Material supplied:
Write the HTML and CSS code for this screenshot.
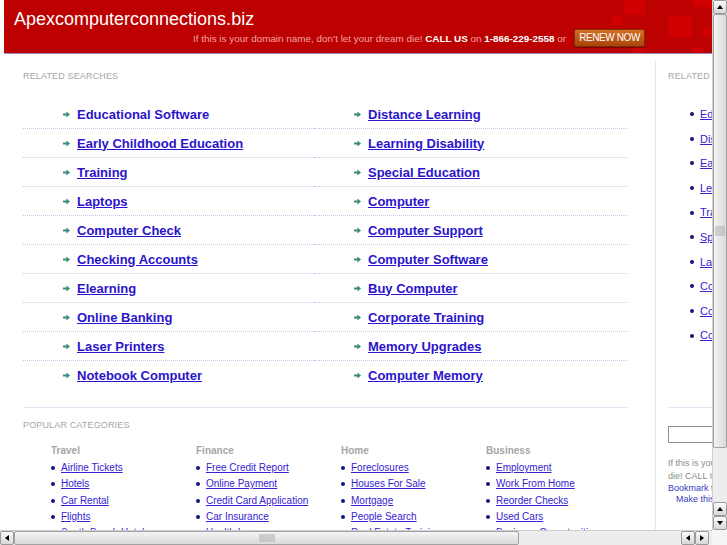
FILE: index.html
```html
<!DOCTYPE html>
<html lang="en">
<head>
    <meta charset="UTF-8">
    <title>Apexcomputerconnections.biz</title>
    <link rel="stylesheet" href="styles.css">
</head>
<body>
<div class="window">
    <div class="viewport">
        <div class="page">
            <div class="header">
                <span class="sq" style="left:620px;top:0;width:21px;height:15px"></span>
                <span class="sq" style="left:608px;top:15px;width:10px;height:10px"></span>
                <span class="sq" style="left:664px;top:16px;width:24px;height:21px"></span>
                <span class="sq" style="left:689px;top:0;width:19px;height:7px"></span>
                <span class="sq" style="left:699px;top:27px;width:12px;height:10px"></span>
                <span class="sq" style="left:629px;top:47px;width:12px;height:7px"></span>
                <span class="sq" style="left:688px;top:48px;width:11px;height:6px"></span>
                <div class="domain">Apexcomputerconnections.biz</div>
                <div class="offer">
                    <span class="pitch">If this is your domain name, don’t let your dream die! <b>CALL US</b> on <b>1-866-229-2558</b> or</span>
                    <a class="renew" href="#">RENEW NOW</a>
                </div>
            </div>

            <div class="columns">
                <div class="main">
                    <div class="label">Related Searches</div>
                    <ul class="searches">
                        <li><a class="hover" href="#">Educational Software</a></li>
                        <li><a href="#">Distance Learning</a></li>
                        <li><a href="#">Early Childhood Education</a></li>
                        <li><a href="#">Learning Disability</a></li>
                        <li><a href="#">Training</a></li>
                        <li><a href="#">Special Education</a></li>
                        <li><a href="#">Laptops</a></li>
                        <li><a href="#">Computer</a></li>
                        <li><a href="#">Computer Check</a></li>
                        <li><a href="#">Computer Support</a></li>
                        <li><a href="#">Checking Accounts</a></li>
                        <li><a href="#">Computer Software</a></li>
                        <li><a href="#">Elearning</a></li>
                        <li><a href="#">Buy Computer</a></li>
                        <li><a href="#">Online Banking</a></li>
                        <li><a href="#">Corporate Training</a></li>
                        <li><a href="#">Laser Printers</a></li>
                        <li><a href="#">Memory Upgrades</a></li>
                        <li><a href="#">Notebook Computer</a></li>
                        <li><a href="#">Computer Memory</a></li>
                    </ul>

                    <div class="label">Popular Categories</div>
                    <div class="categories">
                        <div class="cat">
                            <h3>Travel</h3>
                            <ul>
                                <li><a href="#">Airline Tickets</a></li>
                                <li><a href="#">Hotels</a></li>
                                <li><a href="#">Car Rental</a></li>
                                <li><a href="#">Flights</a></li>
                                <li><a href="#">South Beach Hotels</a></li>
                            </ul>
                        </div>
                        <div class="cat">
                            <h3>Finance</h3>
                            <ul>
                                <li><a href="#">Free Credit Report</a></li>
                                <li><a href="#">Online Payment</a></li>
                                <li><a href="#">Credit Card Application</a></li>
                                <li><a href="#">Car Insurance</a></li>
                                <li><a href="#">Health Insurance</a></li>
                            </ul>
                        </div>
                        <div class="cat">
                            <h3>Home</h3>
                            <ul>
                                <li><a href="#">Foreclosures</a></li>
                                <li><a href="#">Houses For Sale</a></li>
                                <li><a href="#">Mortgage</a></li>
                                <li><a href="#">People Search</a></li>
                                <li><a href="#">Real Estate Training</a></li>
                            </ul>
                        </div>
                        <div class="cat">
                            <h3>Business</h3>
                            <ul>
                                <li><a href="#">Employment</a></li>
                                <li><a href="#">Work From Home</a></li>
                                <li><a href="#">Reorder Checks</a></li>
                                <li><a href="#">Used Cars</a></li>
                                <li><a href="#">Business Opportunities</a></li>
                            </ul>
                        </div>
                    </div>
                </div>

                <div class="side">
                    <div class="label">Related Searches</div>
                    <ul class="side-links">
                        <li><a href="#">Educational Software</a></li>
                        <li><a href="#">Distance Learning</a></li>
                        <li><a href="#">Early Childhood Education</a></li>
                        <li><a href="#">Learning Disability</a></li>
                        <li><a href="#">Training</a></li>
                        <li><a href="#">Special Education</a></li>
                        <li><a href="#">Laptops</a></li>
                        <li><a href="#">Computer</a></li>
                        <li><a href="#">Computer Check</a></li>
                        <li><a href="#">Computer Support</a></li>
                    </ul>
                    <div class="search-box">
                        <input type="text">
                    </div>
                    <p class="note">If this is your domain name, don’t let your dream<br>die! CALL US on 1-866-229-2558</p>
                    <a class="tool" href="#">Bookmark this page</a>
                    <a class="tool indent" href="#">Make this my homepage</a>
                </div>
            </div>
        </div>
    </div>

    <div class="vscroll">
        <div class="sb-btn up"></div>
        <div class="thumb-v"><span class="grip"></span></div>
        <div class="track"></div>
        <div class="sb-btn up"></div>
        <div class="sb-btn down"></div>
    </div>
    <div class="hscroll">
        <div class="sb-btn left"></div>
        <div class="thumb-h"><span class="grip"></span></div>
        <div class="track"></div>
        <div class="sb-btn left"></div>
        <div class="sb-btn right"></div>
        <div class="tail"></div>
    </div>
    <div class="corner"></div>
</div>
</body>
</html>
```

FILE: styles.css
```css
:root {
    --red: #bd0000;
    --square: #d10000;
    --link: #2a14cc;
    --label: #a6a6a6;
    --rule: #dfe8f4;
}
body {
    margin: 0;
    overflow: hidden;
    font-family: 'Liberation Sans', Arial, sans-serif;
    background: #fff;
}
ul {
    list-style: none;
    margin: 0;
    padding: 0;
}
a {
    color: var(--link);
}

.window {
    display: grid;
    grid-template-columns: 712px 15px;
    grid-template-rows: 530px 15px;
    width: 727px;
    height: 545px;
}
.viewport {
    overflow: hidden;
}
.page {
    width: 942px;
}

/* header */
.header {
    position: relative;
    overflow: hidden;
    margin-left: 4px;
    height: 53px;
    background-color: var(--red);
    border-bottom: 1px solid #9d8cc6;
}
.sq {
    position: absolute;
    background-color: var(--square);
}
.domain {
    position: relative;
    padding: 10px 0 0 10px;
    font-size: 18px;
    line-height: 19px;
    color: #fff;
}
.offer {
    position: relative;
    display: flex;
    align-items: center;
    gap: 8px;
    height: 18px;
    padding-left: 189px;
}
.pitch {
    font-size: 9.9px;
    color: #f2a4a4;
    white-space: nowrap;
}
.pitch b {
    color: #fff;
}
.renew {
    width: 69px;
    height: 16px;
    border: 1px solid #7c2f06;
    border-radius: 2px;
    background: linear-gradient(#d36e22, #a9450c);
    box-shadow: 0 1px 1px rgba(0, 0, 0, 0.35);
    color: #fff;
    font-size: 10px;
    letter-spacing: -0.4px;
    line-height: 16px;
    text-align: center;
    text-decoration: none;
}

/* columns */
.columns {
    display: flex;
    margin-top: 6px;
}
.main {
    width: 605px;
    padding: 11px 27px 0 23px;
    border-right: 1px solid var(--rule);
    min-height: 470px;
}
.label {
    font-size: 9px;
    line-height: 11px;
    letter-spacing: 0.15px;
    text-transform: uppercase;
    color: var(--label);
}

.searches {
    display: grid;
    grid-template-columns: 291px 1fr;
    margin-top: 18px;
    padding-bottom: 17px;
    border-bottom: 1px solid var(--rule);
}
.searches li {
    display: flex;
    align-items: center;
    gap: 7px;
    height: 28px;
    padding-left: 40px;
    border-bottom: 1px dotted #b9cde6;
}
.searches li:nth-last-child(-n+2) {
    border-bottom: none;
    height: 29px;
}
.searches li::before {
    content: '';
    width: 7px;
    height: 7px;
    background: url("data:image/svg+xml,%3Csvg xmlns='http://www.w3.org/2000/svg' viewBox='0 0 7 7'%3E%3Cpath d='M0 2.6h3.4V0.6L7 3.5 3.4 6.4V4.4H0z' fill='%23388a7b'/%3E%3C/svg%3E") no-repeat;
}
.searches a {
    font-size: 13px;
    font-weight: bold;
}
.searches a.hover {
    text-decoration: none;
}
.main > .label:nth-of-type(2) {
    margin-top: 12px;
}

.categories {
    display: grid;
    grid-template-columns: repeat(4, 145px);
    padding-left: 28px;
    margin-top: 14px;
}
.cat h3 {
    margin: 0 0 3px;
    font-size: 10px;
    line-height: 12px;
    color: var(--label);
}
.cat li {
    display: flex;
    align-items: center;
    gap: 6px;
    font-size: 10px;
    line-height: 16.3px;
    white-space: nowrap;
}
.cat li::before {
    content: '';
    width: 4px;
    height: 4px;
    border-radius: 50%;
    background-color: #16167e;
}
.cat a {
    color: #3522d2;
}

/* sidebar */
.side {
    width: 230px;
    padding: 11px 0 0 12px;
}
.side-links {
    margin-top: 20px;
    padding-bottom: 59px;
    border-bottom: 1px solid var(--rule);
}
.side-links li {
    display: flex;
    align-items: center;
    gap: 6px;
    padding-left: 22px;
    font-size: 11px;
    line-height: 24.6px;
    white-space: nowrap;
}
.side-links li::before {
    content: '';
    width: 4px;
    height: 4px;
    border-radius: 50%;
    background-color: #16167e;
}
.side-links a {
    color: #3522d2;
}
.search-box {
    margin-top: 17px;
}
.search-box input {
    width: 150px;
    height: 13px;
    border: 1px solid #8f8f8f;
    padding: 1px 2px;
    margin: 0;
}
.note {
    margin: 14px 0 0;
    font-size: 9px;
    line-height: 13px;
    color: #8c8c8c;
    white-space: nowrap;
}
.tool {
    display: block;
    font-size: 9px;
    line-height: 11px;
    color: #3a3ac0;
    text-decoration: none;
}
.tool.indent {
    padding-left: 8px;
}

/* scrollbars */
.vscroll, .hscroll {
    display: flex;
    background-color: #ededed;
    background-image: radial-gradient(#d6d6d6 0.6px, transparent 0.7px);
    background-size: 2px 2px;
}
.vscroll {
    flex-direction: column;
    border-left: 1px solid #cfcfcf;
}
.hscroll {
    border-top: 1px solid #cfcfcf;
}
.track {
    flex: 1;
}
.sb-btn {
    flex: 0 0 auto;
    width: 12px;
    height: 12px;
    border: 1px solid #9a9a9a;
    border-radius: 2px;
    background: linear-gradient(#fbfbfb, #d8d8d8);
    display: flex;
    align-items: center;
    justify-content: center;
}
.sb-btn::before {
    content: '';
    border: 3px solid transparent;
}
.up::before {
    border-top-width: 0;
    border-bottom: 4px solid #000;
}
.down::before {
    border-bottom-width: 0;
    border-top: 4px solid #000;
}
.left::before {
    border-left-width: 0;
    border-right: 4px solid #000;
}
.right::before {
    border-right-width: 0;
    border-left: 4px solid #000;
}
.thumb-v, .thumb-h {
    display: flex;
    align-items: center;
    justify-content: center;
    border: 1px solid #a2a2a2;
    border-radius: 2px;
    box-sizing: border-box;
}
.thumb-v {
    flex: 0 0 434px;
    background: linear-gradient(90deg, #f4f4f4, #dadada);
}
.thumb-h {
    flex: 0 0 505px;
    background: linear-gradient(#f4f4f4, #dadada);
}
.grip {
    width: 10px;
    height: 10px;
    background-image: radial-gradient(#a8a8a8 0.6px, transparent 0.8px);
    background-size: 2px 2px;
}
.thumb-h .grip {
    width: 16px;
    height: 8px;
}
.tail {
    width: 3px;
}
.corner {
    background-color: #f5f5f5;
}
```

---

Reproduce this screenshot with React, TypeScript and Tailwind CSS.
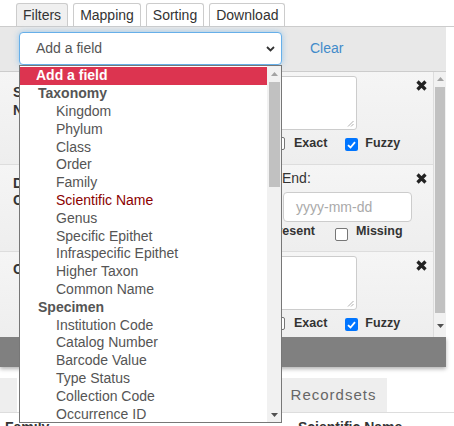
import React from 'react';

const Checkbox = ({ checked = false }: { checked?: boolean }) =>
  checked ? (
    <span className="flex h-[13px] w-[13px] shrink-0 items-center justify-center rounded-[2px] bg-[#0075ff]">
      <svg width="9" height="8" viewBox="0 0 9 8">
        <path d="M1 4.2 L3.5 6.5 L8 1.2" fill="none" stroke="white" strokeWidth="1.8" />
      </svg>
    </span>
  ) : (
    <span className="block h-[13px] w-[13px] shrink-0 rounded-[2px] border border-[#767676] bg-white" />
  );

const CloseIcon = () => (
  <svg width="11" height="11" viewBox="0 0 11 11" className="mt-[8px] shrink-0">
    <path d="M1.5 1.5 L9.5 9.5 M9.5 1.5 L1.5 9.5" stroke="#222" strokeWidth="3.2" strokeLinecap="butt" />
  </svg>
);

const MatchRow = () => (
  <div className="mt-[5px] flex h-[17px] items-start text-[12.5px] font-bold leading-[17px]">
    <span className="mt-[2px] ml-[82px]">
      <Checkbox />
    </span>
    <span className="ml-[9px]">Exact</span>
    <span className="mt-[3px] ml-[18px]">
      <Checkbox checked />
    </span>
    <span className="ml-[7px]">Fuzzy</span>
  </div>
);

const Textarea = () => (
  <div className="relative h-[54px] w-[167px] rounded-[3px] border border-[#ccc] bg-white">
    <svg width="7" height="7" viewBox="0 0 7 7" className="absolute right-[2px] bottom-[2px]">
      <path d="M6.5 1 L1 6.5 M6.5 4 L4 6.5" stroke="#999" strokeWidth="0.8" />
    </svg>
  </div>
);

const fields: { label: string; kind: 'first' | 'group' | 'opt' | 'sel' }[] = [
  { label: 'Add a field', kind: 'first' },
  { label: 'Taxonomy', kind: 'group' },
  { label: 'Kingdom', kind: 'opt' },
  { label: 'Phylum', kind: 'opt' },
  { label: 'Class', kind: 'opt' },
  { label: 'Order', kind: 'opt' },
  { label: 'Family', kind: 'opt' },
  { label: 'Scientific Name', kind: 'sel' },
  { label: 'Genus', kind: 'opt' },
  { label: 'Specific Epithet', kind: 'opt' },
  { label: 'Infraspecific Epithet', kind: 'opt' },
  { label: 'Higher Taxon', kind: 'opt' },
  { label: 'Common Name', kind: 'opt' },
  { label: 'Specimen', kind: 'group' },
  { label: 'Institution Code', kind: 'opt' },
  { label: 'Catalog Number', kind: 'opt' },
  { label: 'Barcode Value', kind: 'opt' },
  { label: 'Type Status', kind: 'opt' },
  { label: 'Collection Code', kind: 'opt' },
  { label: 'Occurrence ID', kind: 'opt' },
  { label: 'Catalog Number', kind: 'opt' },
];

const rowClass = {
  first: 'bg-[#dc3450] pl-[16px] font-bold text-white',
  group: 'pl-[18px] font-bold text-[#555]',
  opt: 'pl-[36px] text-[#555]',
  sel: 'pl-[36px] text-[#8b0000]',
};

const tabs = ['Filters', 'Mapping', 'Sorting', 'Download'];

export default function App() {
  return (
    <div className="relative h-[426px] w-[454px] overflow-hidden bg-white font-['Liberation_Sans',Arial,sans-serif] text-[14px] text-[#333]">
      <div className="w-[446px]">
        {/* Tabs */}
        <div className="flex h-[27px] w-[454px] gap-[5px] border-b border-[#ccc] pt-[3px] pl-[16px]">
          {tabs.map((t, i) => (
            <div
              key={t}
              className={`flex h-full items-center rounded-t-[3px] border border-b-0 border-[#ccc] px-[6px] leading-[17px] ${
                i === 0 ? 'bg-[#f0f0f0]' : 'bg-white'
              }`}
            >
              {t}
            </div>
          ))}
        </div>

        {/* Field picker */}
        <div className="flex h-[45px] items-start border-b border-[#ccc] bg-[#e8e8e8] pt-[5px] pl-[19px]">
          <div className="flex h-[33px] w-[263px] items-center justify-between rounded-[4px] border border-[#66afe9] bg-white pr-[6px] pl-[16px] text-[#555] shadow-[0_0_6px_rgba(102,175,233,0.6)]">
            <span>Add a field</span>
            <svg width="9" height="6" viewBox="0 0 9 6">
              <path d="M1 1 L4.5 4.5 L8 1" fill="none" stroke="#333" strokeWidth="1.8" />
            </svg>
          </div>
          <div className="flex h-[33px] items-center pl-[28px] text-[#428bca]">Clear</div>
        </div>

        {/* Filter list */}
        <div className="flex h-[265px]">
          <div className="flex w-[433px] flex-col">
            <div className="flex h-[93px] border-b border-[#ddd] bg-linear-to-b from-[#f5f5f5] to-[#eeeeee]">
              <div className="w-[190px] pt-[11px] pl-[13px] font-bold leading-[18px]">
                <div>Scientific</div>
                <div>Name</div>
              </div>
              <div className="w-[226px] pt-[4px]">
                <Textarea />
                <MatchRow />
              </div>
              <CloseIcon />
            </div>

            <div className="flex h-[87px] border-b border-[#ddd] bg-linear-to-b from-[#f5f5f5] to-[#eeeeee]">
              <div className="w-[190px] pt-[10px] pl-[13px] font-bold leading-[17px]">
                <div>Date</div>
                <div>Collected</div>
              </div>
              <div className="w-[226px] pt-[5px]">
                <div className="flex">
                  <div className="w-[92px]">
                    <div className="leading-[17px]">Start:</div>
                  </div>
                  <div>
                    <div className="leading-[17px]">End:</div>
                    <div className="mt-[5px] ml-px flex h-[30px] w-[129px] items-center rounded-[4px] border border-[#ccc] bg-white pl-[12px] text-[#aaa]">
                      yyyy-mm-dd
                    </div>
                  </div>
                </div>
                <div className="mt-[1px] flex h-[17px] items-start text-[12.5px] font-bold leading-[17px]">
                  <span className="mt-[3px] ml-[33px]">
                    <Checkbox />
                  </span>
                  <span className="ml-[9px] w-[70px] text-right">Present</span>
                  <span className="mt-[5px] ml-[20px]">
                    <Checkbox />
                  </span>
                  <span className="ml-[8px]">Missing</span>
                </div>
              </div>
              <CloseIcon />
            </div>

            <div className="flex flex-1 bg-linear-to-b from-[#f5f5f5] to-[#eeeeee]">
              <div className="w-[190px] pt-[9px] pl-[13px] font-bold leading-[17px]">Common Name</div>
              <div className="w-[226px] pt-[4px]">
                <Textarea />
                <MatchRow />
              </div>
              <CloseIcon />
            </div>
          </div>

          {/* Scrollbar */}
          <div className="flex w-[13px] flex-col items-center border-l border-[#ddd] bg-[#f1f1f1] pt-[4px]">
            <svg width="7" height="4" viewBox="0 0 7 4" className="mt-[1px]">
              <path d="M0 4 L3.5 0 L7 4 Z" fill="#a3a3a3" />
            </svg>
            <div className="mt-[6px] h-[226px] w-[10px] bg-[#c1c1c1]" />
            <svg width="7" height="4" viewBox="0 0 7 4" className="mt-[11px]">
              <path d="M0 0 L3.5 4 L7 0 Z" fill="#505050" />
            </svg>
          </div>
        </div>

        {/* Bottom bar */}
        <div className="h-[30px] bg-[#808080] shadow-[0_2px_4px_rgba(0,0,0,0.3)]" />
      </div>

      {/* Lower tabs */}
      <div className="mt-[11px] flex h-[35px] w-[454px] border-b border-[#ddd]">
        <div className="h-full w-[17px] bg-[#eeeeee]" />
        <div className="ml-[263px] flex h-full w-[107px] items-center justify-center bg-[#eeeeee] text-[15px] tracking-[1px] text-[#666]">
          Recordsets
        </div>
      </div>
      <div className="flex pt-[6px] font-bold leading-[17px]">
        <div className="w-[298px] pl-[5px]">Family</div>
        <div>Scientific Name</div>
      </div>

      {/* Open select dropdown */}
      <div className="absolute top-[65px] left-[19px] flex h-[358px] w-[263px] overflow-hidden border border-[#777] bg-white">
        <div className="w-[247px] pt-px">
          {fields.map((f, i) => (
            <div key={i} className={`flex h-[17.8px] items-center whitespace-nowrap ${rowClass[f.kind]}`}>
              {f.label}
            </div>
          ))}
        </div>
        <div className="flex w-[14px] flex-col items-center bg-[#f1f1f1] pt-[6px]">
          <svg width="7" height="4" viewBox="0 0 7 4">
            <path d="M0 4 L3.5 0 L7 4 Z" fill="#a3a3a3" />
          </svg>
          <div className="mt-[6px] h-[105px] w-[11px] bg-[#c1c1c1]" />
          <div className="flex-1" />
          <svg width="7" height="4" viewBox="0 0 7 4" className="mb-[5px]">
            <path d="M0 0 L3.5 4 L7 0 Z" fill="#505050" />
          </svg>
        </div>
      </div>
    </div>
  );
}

---

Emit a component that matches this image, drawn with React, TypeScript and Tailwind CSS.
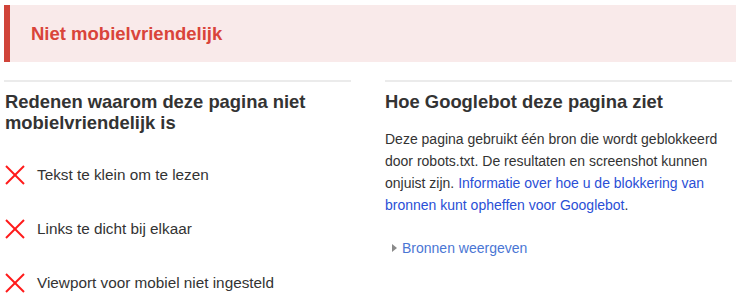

Requirements:
Only the number is wanted: count the lines of the records that hold the word "with".

Output below:
2